I’m being picky, but I think it would be slightly more accurate to think of transactions as sequences of method calls (transactional object-programs rear their head again) – transactions are atomic history-append operations, they can append entire message sequence diagrams, not just single calls (although I think modeling a transaction as a single outer call to an ephemeral-transaction-program-object is nicely elegant).

On the object level, the destruction of an object would lead to “spending” of the object ID; similarly, creating an object should give a new object ID. Both are relative to a encompassing set of principals that would ever be involved in the object in question, which means that objects IDs are relevant to (groups of) principals.

In particular, I would want them to have the same object id encoded in some of the fields of the persistable (or using the nonce field of resources).

Before I answer, avoiding object identity for a second and using Event Structure jargon for a moment (as it has a fairly good match with causation and events in natural language), we would have and event e with the following properties

• A_i's final transaction (or method call if you prefer) a_i would be a causal predecessor of e (for i=0 and i=1)
• the first transaction on B_i would have e as a causal predecessor (for i=0 and i=1)

Now, the question of what you do with object IDs is roughly independent: the canonical case is to destruct both of A_i and construct new B_i. For the general A_0, …, A_m and B_0, …, B_n case, you could take any “sub-permutation” of m and n points (for the right definition of sub-permutation, e.g., defined in terms of creation, annihilation, and preservation operators, possibly something like the free symmetric monoidal category on the creation 0 → 1, and annihilation operator 1 → 0 — would be fun blog post to write ). TL;DR up to you how you want to change IDs. However, if you want to think of objects, than you better say which ones are different versions of others. But this hits exactly the point of having a family of sets of resources: namely, sets of resources of A_0 and A_1, and sets of resources for B_0 and B_1. And, thinking about it again, each of those events, one for each transaction, would have to come equipped with such a sub-permutation—unless you have some good examples where you want to essentially have arbitrary spiders to related identities before and after. In the end, it is really up to you what you want to consider essentially the same and how complicated an identity system you want.

Well, @Jamie , I hope you are not afraid of spiders – and free symmetric monoidal categories over those. Definitely worth a chat.

I think single message sequence diagrams are not expressive enough, because of matters of serializability / linearizability , but up to that nit: yes, we definitely should look into causal structures that are expressive enough to between atomic events on the resource level …

… which brings me ( / us (???)) back to the question of whether we want to add the possibility to have read-only checks for persistables as part of transactions (cc @vveiln)

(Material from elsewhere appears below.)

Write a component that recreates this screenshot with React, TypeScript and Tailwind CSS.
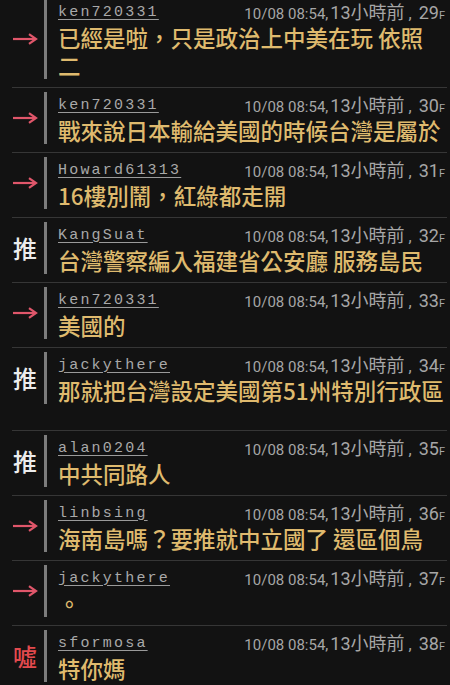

Since the definition of a persistable is unclear, I find it difficult to argue about what we can do with them. I am worried that you might use this term to unite elements with different security properties, which might make some judgements inapplicable.

Moving resources between controllers is defined: moving a resource is to move its commitment from one controller’s commitment tree to another. What does it mean to move a persistable between controllers?

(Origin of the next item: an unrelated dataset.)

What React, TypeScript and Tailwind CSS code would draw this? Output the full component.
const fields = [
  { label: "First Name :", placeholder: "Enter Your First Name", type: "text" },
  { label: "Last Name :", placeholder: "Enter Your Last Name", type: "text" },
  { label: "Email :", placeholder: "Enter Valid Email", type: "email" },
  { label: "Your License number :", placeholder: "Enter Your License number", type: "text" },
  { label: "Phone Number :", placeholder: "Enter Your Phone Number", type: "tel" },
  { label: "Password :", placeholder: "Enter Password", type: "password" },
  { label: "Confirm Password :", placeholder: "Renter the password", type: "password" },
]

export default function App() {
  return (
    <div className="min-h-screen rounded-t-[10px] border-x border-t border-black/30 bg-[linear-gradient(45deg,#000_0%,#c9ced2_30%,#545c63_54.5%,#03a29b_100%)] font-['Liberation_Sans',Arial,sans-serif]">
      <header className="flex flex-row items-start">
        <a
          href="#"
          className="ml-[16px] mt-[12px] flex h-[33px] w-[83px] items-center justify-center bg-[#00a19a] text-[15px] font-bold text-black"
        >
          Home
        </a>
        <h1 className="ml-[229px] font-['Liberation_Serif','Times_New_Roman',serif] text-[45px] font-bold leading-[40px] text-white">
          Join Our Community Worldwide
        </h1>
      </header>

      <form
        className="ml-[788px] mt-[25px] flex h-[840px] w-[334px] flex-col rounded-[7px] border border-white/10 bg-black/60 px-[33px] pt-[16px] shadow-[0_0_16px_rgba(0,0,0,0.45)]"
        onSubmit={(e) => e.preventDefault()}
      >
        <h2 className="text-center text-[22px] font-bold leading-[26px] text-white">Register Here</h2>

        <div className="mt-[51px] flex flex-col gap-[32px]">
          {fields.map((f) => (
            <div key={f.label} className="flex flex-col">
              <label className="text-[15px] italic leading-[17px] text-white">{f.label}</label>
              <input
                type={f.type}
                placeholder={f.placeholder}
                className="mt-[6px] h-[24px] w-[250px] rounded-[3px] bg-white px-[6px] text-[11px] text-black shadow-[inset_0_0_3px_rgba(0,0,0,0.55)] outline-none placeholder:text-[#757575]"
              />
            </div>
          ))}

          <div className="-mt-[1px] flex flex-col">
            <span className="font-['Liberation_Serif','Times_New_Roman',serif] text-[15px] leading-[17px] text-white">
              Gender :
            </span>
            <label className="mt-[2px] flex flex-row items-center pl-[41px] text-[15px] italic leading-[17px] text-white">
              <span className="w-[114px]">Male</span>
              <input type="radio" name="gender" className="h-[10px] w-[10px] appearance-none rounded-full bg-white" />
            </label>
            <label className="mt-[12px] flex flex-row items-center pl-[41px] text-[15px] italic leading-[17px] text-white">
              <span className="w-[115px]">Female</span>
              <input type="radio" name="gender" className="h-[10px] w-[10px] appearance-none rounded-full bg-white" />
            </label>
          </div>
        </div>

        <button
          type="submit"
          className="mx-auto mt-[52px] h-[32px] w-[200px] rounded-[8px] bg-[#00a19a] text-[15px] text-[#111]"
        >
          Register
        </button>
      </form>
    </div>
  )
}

How is object’s identity defined? How is persistable’s identity defined?

This statement wouldn’t make sense for resources because for every resource there is at most one consumption event. What would make sense is to have at most one creation for an object or a “version of a resource with the same identity”, where identity is defined by the combination of (label, logic, value, quantity, ephemerality, nullifier key commitment). If a statement doesn’t make sense for resources, could it make sense for persistables? Another question related to the definition of persistables.